Minimum prices for alcohol, an end to promotions in bars and a new mandatory code of practice are three main pillars of a new Parliamentary report examining alcohol-related harm in the UK.

Supermarkets should be prevented from selling alcohol "below cost", according to MPs on the Home Affairs Select Committee, who today (10 November) published the results of their 11-month investigation into policing the streets.

The report focused on excess drinking as a major issue facing the country's police forces, and will be influential in the government's preparation of an alcohol strategy for England and Wales.

In addition to minimum pricing, MPs called for stringent restrictions on Happy Hour promotions in bars and a new mandatory code of practice for the industry, which would replace the current self-regulatory system.

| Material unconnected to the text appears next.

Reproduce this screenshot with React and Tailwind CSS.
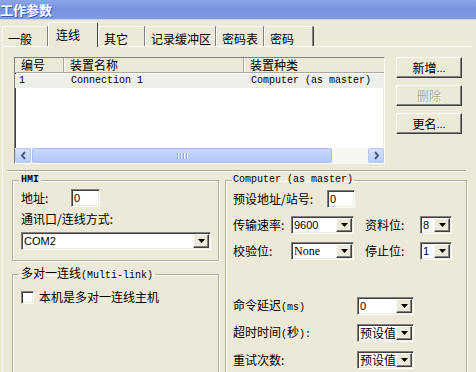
import React from "react";

const sunken =
  "border border-t-[#808080] border-l-[#808080] border-b-white border-r-white shadow-[inset_1px_1px_0_#404040,inset_-1px_-1px_0_#ece9d8]";
const raised =
  "bg-[#ece9d8] border border-t-white border-l-white border-b-[#404040] border-r-[#404040] shadow-[inset_-1px_-1px_0_#808080]";
const group =
  "border border-[#b0ad9e] shadow-[inset_1px_1px_0_#ffffff,1px_1px_0_#ffffff] min-w-0 m-0 p-0";
const mono = "font-['Liberation_Mono',monospace]";

const tabs = [
  { label: "一般", w: "w-[46px]" },
  { label: "连线", w: "w-[50px]", active: true },
  { label: "其它", w: "w-[47px]" },
  { label: "记录缓冲区", w: "w-[71px]" },
  { label: "密码表", w: "w-[48px]" },
  { label: "密码", w: "w-[49px]" },
];

const DropArrow = () => (
  <div className={`ml-auto mr-[1px] h-[14px] w-[16px] shrink-0 flex items-center justify-center ${raised}`}>
    <svg width="7" height="4" viewBox="0 0 7 4">
      <path d="M0 0h7L3.5 4z" fill="#000" />
    </svg>
  </div>
);

const Combo = ({ w, children, textClass = "font-['Liberation_Sans',sans-serif] text-[11px]" }) => (
  <div className={`flex items-center h-[18px] bg-white shrink-0 ${w} ${sunken}`}>
    <span className={`pl-[2px] leading-[14px] text-black ${textClass}`}>{children}</span>
    <DropArrow />
  </div>
);

const Edit = ({ w }) => (
  <div className={`flex items-center h-[18px] bg-white shrink-0 ${w} ${sunken}`}>
    <span className="pl-[2px] font-['Liberation_Sans',sans-serif] text-[11px] leading-[14px]">0</span>
  </div>
);

const ScrollBtn = ({ left }) => (
  <div className="w-[16px] h-[15px] shrink-0 rounded-[2px] bg-gradient-to-b from-[#d6e2fd] to-[#b8cbf8] border border-[#b5c8f3] flex items-center justify-center">
    <svg width="7" height="9" viewBox="0 0 7 9">
      <path
        d={left ? "M5 1L2 4.5 5 8" : "M2 1l3 3.5L2 8"}
        fill="none"
        stroke="#4d6185"
        strokeWidth="2"
      />
    </svg>
  </div>
);

const Btn = ({ children, disabled }) => (
  <div
    className={`w-[66px] h-[21px] flex items-center justify-center text-[12px] ${raised} ${
      disabled ? "text-[#aca899] [text-shadow:1px_1px_0_#fff]" : "text-black"
    }`}
  >
    {children}
  </div>
);

export default function App() {
  return (
    <div className="w-[476px] h-[372px] overflow-hidden bg-[#ece9d8] text-black font-['Noto_Sans_CJK_SC',sans-serif] text-[12px] leading-[14px]">
      {/* title bar */}
      <div className="h-[20px] bg-gradient-to-b from-[#8ba5e8] via-[#7793df] to-[#7f9be2] border-b border-[#c5d3f3] flex items-center">
        <span className="text-white font-bold text-[13px] leading-[16px] [text-shadow:1px_1px_0_#3d5cb8]">工作参数</span>
      </div>

      {/* tabs */}
      <div className="flex items-end h-[26px] pl-[2px]">
        {tabs.map((t) =>
          t.active ? (
            <div
              key={t.label}
              className={`${t.w} h-[25px] -mb-[1px] relative z-10 bg-[#ece9d8] border-t border-l border-r border-t-white border-l-white border-r-[#404040] rounded-t-[2px] pl-[7px] pt-[5px]`}
            >
              {t.label}
            </div>
          ) : (
            <div
              key={t.label}
              className={`${t.w} h-[20px] border-t border-l border-r border-t-white border-l-white border-r-[#808080] shadow-[1px_0_0_#404040] rounded-t-[2px] pl-[5px] pt-[5px]`}
            >
              {t.label}
            </div>
          )
        )}
      </div>

      {/* panel */}
      <div className="ml-[2px] w-[470px] h-[330px] border-t border-l border-white">
        <div className="flex mt-[10px]">
          {/* list view */}
          <div className={`ml-[11px] w-[371px] h-[107px] bg-white flex flex-col ${sunken}`}>
            <div className="flex h-[15px] bg-[#ece9d8] border-b border-[#aca899] shrink-0">
              <div className="w-[49px] pl-[6px] border-r border-[#aca899] shadow-[1px_0_0_#fff]">编号</div>
              <div className="w-[180px] pl-[6px] border-r border-[#aca899] shadow-[1px_0_0_#fff]">装置名称</div>
              <div className="flex-1 pl-[6px]">装置种类</div>
            </div>
            <div className="flex-1 pt-[1px]">
              <div className={`flex h-[14px] items-center bg-[#efefea] ${mono} text-[10px]`}>
                <div className="w-[49px] pl-[4px]">1</div>
                <div className="w-[180px] pl-[7px]">Connection 1</div>
                <div className="flex-1 pl-[7px]">Computer (as master)</div>
              </div>
            </div>
            <div className="flex h-[15px] bg-[#f7f6f1] shrink-0">
              <ScrollBtn left />
              <div className="ml-[1px] w-[300px] h-[15px] rounded-[2px] bg-gradient-to-b from-[#c9d8fc] to-[#b3c7f7] border border-[#a8bdf1] flex items-center justify-center gap-[1px]">
                <div className="w-[1px] h-[6px] bg-[#8fa8e6] shadow-[1px_0_0_#eef3fe]" />
                <div className="w-[1px] h-[6px] bg-[#8fa8e6] shadow-[1px_0_0_#eef3fe] ml-[1px]" />
                <div className="w-[1px] h-[6px] bg-[#8fa8e6] shadow-[1px_0_0_#eef3fe] ml-[1px]" />
                <div className="w-[1px] h-[6px] bg-[#8fa8e6] shadow-[1px_0_0_#eef3fe] ml-[1px]" />
              </div>
              <div className="flex-1" />
              <ScrollBtn />
            </div>
          </div>

          {/* buttons */}
          <div className="ml-[11px] flex flex-col gap-[7px]">
            <Btn>
              新增<span className="font-['Liberation_Sans',sans-serif] text-[11px]">...</span>
            </Btn>
            <Btn disabled>删除</Btn>
            <Btn>
              更名<span className="font-['Liberation_Sans',sans-serif] text-[11px]">...</span>
            </Btn>
          </div>
        </div>

        {/* separator */}
        <div className="ml-[4px] mt-[6px] w-[459px] h-[2px] border-t border-[#aca899] border-b border-b-white" />

        <div className="flex">
          {/* left column */}
          <div className="ml-[9px] w-[207px] mt-[2px] flex flex-col">
            <fieldset className={group}>
              <legend className={`ml-[6px] px-[2px] leading-[12px] ${mono} text-[10px] font-bold`}>HMI</legend>
              <div className="pl-[8px] pb-[10px]">
                <div className="mt-[3px] flex items-center h-[18px]">
                  <span className="w-[50px]">地址:</span>
                  <Edit w="w-[29px]" />
                </div>
                <div className="mt-[5px] h-[14px]">通讯口/连线方式:</div>
                <div className="mt-[6px]">
                  <Combo w="w-[190px]">COM2</Combo>
                </div>
              </div>
            </fieldset>

            <fieldset className={`${group} mt-[6px] h-[140px]`}>
              <legend className="ml-[6px] px-[2px] leading-[12px]">
                多对一连线<span className={`${mono} text-[10px]`}>(Multi-link)</span>
              </legend>
              <div className="pl-[8px] mt-[8px] flex items-center">
                <div className={`w-[13px] h-[13px] bg-white ${sunken}`} />
                <span className="ml-[5px]">本机是多对一连线主机</span>
              </div>
            </fieldset>
          </div>

          {/* right column */}
          <div className="ml-[6px] w-[242px] mt-[2px]">
            <fieldset className={`${group} h-[220px]`}>
              <legend className={`ml-[6px] px-[1px] leading-[12px] ${mono} text-[10px]`}>Computer (as master)</legend>
              <div className="pl-[7px]">
                <div className="mt-[4px] flex items-center h-[18px]">
                  <span className="w-[94px]">预设地址/站号:</span>
                  <Edit w="w-[28px]" />
                </div>
                <div className="mt-[8px] flex items-center h-[18px]">
                  <span className="w-[58px]">传输速率:</span>
                  <Combo w="w-[63px]">9600</Combo>
                  <span className="ml-[11px] w-[55px]">资料位:</span>
                  <Combo w="w-[32px]">8</Combo>
                </div>
                <div className="mt-[8px] flex items-center h-[18px]">
                  <span className="w-[58px]">校验位:</span>
                  <Combo w="w-[63px]" textClass="font-['Liberation_Serif',serif] text-[12px]">
                    None
                  </Combo>
                  <span className="ml-[11px] w-[55px]">停止位:</span>
                  <Combo w="w-[32px]">1</Combo>
                </div>
                <div className="mt-[37px] flex items-center h-[18px]">
                  <span className="w-[124px]">
                    命令延迟<span className={`${mono} text-[10px]`}>(ms)</span>
                  </span>
                  <Combo w="w-[57px]">0</Combo>
                </div>
                <div className="mt-[9px] flex items-center h-[18px]">
                  <span className="w-[124px]">
                    超时时间<span className={`${mono} text-[10px]`}>(</span>秒<span className={`${mono} text-[10px]`}>):</span>
                  </span>
                  <Combo w="w-[57px]" textClass="text-[12px]">预设值</Combo>
                </div>
                <div className="mt-[9px] flex items-center h-[18px]">
                  <span className="w-[124px]">重试次数:</span>
                  <Combo w="w-[57px]" textClass="text-[12px]">预设值</Combo>
                </div>
              </div>
            </fieldset>
          </div>
        </div>
      </div>
    </div>
  );
}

The Committee pulled back from recommending a ban on under-21s buying alcohol in the off-trade, as was put forward by the government in Scotland earlier this year.  

Jeremy Beadles, chief executive of the Wine & Spirit Trade Association (WSTA), rejected calls for minimum pricing. "Calls for Government to set the price of alcohol or raise prices for everyone are simply unfair, particularly in the current economic climate,  and will do nothing to stop the small minority who misuse alcohol."

It remains unclear how the government could make minimum pricing work, both in practical terms and within competition law. A special clause exists that would allow ministers to override competition law on pricing, although such a move is only intended for matters of exceptional public interest.   

On a mandatory code of practice, just-drinks understands that the industry would accept a shift away from self-regulation on drinks promotions, and might accept the wider use of fines for those behaving irresponsibly.

Industry leaders have spoken to ministers about the possibility of "co-regulation", which would include a new national code of practice agreed by industry and the government.  

One high-level industry source told just-drinks that there is frustration in some quarters that a small minority of industry players continue to blight the reputation of the whole sector on promoting responsible consumption.

The WSTA has long campaigned for more enforcement of police powers under the 2003 Licensing Act. "There are more than enough laws to deal with alcohol related disorder but the police do not have the resources they need to enforce them," said Jeremy Beadles.